• WORK TO DO: Pull out each line of the records holding the string "index".

• EXTRACTED INFORMATION:

--------------------

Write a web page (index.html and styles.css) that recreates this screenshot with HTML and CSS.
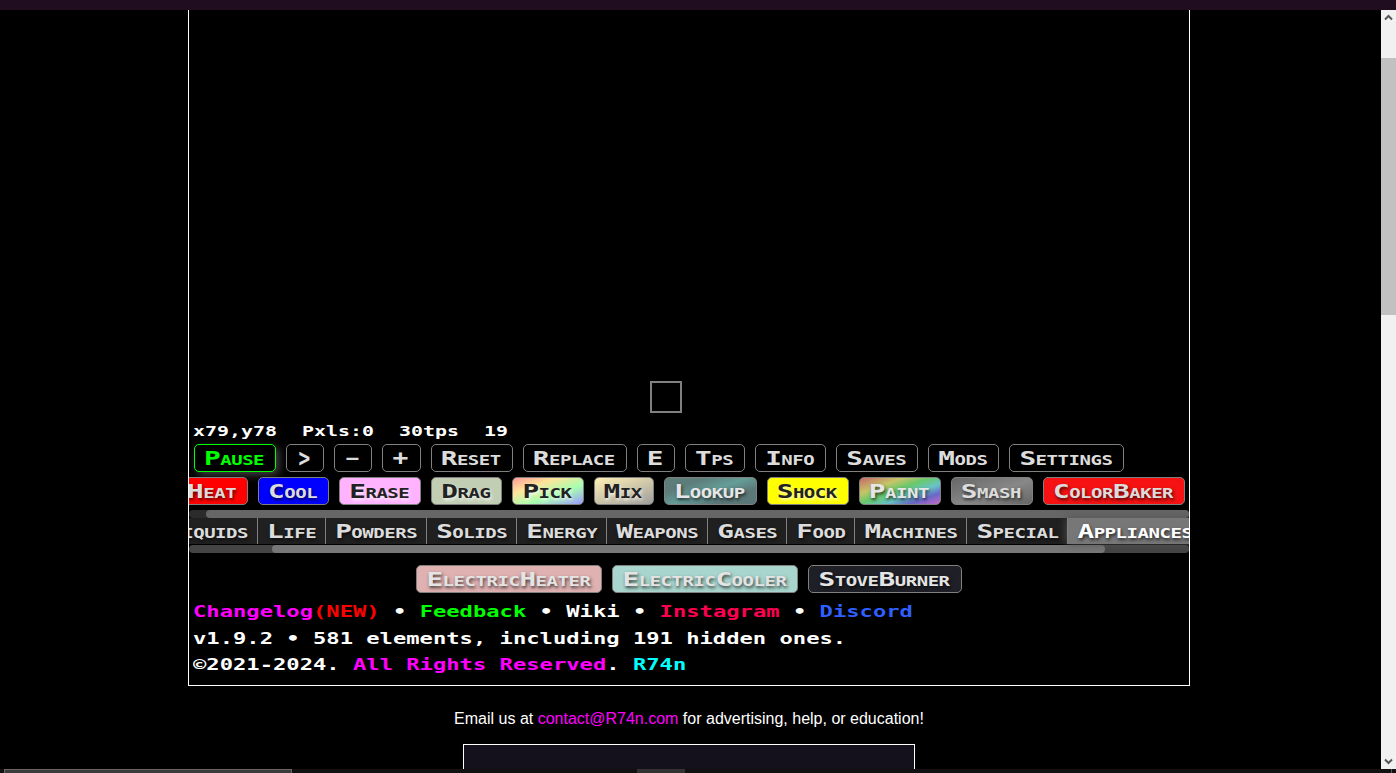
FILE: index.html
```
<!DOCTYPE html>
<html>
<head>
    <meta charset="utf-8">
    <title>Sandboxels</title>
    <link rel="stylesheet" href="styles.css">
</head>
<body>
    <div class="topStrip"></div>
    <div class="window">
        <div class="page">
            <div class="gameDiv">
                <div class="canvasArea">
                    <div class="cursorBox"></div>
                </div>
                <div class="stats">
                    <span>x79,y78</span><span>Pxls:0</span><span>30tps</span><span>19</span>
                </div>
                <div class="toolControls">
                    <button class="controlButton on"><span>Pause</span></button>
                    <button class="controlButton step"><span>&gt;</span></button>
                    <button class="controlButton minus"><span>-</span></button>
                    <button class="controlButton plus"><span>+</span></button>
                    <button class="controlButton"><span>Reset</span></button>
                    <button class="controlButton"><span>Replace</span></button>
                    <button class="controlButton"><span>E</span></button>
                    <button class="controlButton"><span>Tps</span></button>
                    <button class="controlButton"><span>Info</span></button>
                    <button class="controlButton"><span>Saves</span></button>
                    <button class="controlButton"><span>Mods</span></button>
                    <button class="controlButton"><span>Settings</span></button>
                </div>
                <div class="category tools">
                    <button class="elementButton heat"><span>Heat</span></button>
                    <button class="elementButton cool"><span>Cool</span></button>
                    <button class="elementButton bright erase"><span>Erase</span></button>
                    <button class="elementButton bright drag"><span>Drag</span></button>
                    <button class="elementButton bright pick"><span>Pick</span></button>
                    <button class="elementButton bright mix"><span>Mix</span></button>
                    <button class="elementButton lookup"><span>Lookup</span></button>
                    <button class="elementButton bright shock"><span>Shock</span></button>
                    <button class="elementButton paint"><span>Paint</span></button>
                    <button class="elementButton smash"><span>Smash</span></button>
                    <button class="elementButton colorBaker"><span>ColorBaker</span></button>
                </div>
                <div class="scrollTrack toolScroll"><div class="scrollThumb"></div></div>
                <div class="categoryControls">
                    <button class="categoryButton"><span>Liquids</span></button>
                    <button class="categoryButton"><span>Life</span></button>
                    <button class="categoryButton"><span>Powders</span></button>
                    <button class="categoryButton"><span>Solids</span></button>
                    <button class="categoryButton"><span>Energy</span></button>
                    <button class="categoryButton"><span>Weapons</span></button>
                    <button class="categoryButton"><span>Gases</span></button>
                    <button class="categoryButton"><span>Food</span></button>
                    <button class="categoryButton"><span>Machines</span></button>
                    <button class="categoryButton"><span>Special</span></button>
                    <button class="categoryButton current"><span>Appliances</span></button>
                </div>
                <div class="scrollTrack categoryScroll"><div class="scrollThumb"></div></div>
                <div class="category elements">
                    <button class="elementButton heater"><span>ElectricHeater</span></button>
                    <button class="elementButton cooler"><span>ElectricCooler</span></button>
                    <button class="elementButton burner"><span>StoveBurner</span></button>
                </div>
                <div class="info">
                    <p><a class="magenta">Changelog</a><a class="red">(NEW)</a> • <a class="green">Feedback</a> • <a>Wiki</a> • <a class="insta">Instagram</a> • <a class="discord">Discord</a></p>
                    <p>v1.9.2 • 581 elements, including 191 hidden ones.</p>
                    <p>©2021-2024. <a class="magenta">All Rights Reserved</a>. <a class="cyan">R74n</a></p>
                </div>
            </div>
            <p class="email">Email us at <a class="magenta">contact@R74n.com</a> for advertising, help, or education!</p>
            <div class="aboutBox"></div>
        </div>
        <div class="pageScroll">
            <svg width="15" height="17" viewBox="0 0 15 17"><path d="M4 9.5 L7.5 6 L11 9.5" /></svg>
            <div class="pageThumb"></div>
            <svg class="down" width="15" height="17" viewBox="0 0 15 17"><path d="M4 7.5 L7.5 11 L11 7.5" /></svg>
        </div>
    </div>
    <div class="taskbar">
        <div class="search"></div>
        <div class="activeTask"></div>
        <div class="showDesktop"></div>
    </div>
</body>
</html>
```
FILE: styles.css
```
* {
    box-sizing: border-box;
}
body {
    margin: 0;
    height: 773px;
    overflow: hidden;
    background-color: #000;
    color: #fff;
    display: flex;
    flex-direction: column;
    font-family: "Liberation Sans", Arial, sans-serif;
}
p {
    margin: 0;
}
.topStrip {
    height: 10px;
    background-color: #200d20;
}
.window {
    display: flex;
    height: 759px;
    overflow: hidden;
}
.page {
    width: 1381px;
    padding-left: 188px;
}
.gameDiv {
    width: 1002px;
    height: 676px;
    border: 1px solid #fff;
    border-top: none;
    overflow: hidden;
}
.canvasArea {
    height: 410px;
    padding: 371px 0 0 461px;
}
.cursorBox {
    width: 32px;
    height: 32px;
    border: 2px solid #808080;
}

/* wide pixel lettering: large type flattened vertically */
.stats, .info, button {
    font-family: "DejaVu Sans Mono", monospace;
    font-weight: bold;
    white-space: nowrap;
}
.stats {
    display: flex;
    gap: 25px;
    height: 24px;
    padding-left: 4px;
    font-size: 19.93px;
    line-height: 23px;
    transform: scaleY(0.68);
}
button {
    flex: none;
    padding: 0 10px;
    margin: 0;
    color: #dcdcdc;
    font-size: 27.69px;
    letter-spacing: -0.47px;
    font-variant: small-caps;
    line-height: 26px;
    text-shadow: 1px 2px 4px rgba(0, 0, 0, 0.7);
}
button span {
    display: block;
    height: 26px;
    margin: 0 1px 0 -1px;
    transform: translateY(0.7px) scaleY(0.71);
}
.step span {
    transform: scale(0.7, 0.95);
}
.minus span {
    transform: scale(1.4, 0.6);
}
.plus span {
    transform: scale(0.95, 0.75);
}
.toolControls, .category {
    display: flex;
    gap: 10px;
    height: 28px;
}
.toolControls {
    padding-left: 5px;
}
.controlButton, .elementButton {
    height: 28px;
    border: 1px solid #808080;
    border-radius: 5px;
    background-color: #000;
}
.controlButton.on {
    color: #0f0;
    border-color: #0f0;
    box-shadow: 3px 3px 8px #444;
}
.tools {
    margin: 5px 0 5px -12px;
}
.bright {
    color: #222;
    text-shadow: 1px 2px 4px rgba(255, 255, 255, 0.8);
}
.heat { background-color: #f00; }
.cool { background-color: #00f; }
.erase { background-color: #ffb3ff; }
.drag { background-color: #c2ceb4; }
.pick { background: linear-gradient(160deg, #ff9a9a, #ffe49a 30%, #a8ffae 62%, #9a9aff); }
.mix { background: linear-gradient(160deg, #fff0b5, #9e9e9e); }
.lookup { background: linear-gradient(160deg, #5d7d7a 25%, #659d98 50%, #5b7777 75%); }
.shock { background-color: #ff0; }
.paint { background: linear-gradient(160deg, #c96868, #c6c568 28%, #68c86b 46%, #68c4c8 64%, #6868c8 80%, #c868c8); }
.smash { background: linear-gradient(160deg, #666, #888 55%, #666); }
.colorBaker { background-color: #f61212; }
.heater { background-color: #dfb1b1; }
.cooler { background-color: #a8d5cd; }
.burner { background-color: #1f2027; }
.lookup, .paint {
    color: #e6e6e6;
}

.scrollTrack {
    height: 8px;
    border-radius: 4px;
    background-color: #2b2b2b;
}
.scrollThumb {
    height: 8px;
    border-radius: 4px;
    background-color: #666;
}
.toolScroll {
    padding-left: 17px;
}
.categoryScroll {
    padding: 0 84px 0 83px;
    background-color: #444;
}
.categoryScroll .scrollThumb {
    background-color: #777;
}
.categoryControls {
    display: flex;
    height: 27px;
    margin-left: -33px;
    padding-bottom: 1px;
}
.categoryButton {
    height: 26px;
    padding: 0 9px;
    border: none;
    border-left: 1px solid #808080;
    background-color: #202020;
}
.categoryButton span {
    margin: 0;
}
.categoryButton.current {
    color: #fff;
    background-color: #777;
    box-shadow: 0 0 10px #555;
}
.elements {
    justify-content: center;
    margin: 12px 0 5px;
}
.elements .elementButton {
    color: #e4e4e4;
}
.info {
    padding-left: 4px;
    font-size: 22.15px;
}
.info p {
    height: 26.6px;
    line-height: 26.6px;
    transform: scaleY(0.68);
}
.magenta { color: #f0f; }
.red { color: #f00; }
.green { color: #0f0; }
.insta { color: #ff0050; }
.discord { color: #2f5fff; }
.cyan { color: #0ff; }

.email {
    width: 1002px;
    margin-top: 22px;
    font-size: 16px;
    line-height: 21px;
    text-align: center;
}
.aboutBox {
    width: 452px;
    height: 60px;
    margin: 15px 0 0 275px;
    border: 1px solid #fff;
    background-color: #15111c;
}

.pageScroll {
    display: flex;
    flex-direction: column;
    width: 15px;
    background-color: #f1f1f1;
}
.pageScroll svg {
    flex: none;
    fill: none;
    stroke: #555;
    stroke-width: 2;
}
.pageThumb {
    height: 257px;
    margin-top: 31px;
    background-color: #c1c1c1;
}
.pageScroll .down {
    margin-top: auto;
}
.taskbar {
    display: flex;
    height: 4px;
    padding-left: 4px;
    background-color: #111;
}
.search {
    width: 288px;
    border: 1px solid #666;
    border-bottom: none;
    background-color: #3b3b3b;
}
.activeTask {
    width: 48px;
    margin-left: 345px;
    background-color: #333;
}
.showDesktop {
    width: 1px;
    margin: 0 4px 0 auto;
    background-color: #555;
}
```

--------------------

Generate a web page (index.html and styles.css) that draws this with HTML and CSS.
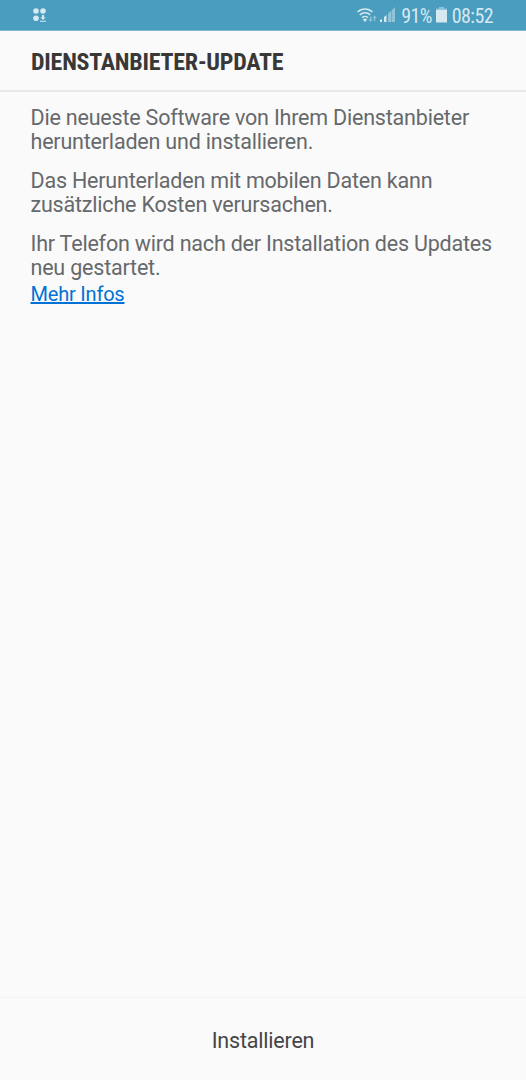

--------------------

• SOLUTION FOR THIS PROBLEM:
Write a web page (index.html and styles.css) that recreates this screenshot with HTML and CSS.
FILE: index.html
Generate a web page (index.html and styles.css) that draws this with HTML and CSS.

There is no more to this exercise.